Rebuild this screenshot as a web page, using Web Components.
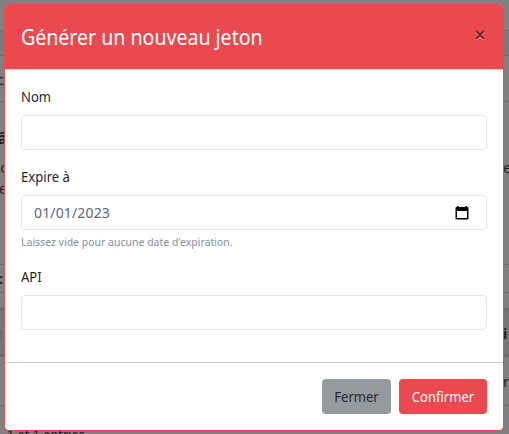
<!DOCTYPE html>
<html lang="fr"><head><meta charset="utf-8"><title>Générer un nouveau jeton</title>
<style>html,body{margin:0;height:434px;overflow:hidden;background:#808080}body{font:14px/21px "Noto Sans",sans-serif}</style></head>
<body>
<page-behind></page-behind>
<modal-dialog>
<span slot="title">Générer un nouveau jeton</span>
<form-field label="Nom"></form-field>
<form-field label="Expire à" value="01/01/2023" date hint="Laissez vide pour aucune date d'expiration."></form-field>
<form-field label="API"></form-field>
<action-button slot="footer" class="grey">Fermer</action-button>
<action-button slot="footer">Confirmer</action-button>
</modal-dialog>
<script>
const define=(name,html)=>customElements.define(name,class extends HTMLElement{
 connectedCallback(){if(this.shadowRoot)return;const t=document.createElement('template');t.innerHTML=typeof html==='function'?html(this):html;this.attachShadow({mode:'open'}).append(t.content.cloneNode(true));}
});
define('page-behind',`<style>
:host{display:block;width:509px;height:434px;overflow:hidden;color:#1b1e22}
div{box-sizing:border-box;border-bottom:1px solid #6b6d6f;display:flex;justify-content:space-between;overflow:hidden}
.l{width:4px;white-space:nowrap;direction:rtl}.r{width:6px;white-space:nowrap}
p{margin:0}b{font-weight:700}
</style>
<div style="height:31px"></div>
<div style="height:25px;background:#7a7a7b"></div>
<div style="height:46px;padding-top:13px"><span class="l">c</span></div>
<div style="height:163px;padding-top:26px"><span class="l" style="width:7px"><b style="display:block;font-size:16px;line-height:20px;width:9px">â</b><p style="padding-top:9px;width:8px">c</p><p>e</p></span><span class="r" style="padding-top:29px">e</span></div>
<div style="height:28px;padding-top:3px"><b class="l" style="width:3px">c</b></div>
<div style="height:17px;border-bottom:2px solid #696b6d"></div>
<div style="height:47px;background:#757677;border-bottom:3px solid #696b6d;padding-top:13px"><b class="l" style="color:#606468">↑</b><b class="r">i</b></div>
<div style="height:49px;padding-top:14px"><span></span><span class="r">r</span></div>
<p style="padding:18px 0 0 7px;transform:scaleX(.91);transform-origin:7px 0">1 et 1 entries</p>`);
define('modal-dialog',`<style>
:host{position:absolute;left:4px;top:4px;width:500px;height:427px;box-sizing:border-box;background:#fff;border:1px solid #e9494f;border-radius:5px;display:flex;flex-direction:column;overflow:hidden}
header{box-sizing:border-box;height:65px;flex:none;background:#e9494f;border-bottom:1px solid #d5cdd2;display:flex;justify-content:space-between;padding:16px;color:#fff}
h4{margin:0;font-weight:400;font-size:21px;line-height:33px;transform:scaleX(.931);transform-origin:0 0}
svg{margin:8px 1px 0 0;width:12px;height:12px}
main{flex:1;padding:17px 16px 0;display:flex;flex-direction:column;gap:17px}
footer{height:68px;box-sizing:border-box;border-top:1px solid #c8ced3;padding:16px;display:flex;justify-content:flex-end;gap:8px;flex:none}
</style><header><h4><slot name="title"></slot></h4><svg viewBox="0 0 12 12"><path d="M2 3l8 8M10 3l-8 8" stroke="#f4a4a7" stroke-width="2"/><path d="M2 2l8 8M10 2l-8 8" stroke="#742527" stroke-width="2"/></svg></header><main><slot></slot></main><footer><slot name="footer"></slot></footer>`);
define('form-field',e=>`<style>
:host{display:block;color:#23282c}
label{display:block;height:21px;margin-bottom:7px;line-height:20px;transform:scaleX(.935);transform-origin:0 0}
.i{box-sizing:border-box;height:35px;border:1px solid #e4e7ea;border-radius:4px;display:flex;align-items:center;justify-content:space-between;padding:0 16px 0 12px;color:#5c6873;letter-spacing:.15px}
small{display:block;font-size:11.2px;line-height:17px;margin:3px 0 0;color:#818f9c;height:17px;transform:scaleX(.938);transform-origin:0 0;white-space:nowrap}
</style><label>${e.getAttribute('label')}</label><div class="i"><span>${e.getAttribute('value')||''}</span>${e.hasAttribute('date')?'<svg width="16" height="16" viewBox="0 0 16 16"><path d="M3 1h1.5v1h7V1H13v1h.5a1 1 0 0 1 1 1v10.5a1 1 0 0 1-1 1h-11a1 1 0 0 1-1-1V3a1 1 0 0 1 1-1H3zM3 6v7h10V6z" fill="#000" fill-rule="evenodd"/></svg>':''}</div>${e.getAttribute('hint')?`<small>${e.getAttribute('hint')}</small>`:''}`);
define('action-button',`<style>:host{display:block;box-sizing:border-box;height:35px;width:88px;border-radius:4px;background:#e9494f;color:#fff;text-align:center;line-height:35px}
:host(.grey){width:69px;background:#959a9e;color:#23282c}span{display:block;transform:scaleX(.93)}</style><span><slot></slot></span>`);
</script></body></html>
—————
What you will do →
Give every line back word for word and leave the pictures out.

Correct output →
Rebuild this screenshot as a web page, using Web Components.
<!DOCTYPE html>
<html lang="fr"><head><meta charset="utf-8"><title>Générer un nouveau jeton</title>
<style>html,body{margin:0;height:434px;overflow:hidden;background:#808080}body{font:14px/21px "Noto Sans",sans-serif}</style></head>
<body>
<page-behind></page-behind>
<modal-dialog>
<span slot="title">Générer un nouveau jeton</span>
<form-field label="Nom"></form-field>
<form-field label="Expire à" value="01/01/2023" date hint="Laissez vide pour aucune date d'expiration."></form-field>
<form-field label="API"></form-field>
<action-button slot="footer" class="grey">Fermer</action-button>
<action-button slot="footer">Confirmer</action-button>
</modal-dialog>
<script>
const define=(name,html)=>customElements.define(name,class extends HTMLElement{
 connectedCallback(){if(this.shadowRoot)return;const t=document.createElement('template');t.innerHTML=typeof html==='function'?html(this):html;this.attachShadow({mode:'open'}).append(t.content.cloneNode(true));}
});
define('page-behind',`<style>
:host{display:block;width:509px;height:434px;overflow:hidden;color:#1b1e22}
div{box-sizing:border-box;border-bottom:1px solid #6b6d6f;display:flex;justify-content:space-between;overflow:hidden}
.l{width:4px;white-space:nowrap;direction:rtl}.r{width:6px;white-space:nowrap}
p{margin:0}b{font-weight:700}
</style>
<div style="height:31px"></div>
<div style="height:25px;background:#7a7a7b"></div>
<div style="height:46px;padding-top:13px"><span class="l">c</span></div>
<div style="height:163px;padding-top:26px"><span class="l" style="width:7px"><b style="display:block;font-size:16px;line-height:20px;width:9px">â</b><p style="padding-top:9px;width:8px">c</p><p>e</p></span><span class="r" style="padding-top:29px">e</span></div>
<div style="height:28px;padding-top:3px"><b class="l" style="width:3px">c</b></div>
<div style="height:17px;border-bottom:2px solid #696b6d"></div>
<div style="height:47px;background:#757677;border-bottom:3px solid #696b6d;padding-top:13px"><b class="l" style="color:#606468">↑</b><b class="r">i</b></div>
<div style="height:49px;padding-top:14px"><span></span><span class="r">r</span></div>
<p style="padding:18px 0 0 7px;transform:scaleX(.91);transform-origin:7px 0">1 et 1 entries</p>`);
define('modal-dialog',`<style>
:host{position:absolute;left:4px;top:4px;width:500px;height:427px;box-sizing:border-box;background:#fff;border:1px solid #e9494f;border-radius:5px;display:flex;flex-direction:column;overflow:hidden}
header{box-sizing:border-box;height:65px;flex:none;background:#e9494f;border-bottom:1px solid #d5cdd2;display:flex;justify-content:space-between;padding:16px;color:#fff}
h4{margin:0;font-weight:400;font-size:21px;line-height:33px;transform:scaleX(.931);transform-origin:0 0}
svg{margin:8px 1px 0 0;width:12px;height:12px}
main{flex:1;padding:17px 16px 0;display:flex;flex-direction:column;gap:17px}
footer{height:68px;box-sizing:border-box;border-top:1px solid #c8ced3;padding:16px;display:flex;justify-content:flex-end;gap:8px;flex:none}
</style><header><h4><slot name="title"></slot></h4><svg viewBox="0 0 12 12"><path d="M2 3l8 8M10 3l-8 8" stroke="#f4a4a7" stroke-width="2"/><path d="M2 2l8 8M10 2l-8 8" stroke="#742527" stroke-width="2"/></svg></header><main><slot></slot></main><footer><slot name="footer"></slot></footer>`);
define('form-field',e=>`<style>
:host{display:block;color:#23282c}
label{display:block;height:21px;margin-bottom:7px;line-height:20px;transform:scaleX(.935);transform-origin:0 0}
.i{box-sizing:border-box;height:35px;border:1px solid #e4e7ea;border-radius:4px;display:flex;align-items:center;justify-content:space-between;padding:0 16px 0 12px;color:#5c6873;letter-spacing:.15px}
small{display:block;font-size:11.2px;line-height:17px;margin:3px 0 0;color:#818f9c;height:17px;transform:scaleX(.938);transform-origin:0 0;white-space:nowrap}
</style><label>${e.getAttribute('label')}</label><div class="i"><span>${e.getAttribute('value')||''}</span>${e.hasAttribute('date')?'<svg width="16" height="16" viewBox="0 0 16 16"><path d="M3 1h1.5v1h7V1H13v1h.5a1 1 0 0 1 1 1v10.5a1 1 0 0 1-1 1h-11a1 1 0 0 1-1-1V3a1 1 0 0 1 1-1H3zM3 6v7h10V6z" fill="#000" fill-rule="evenodd"/></svg>':''}</div>${e.getAttribute('hint')?`<small>${e.getAttribute('hint')}</small>`:''}`);
define('action-button',`<style>:host{display:block;box-sizing:border-box;height:35px;width:88px;border-radius:4px;background:#e9494f;color:#fff;text-align:center;line-height:35px}
:host(.grey){width:69px;background:#959a9e;color:#23282c}span{display:block;transform:scaleX(.93)}</style><span><slot></slot></span>`);
</script></body></html>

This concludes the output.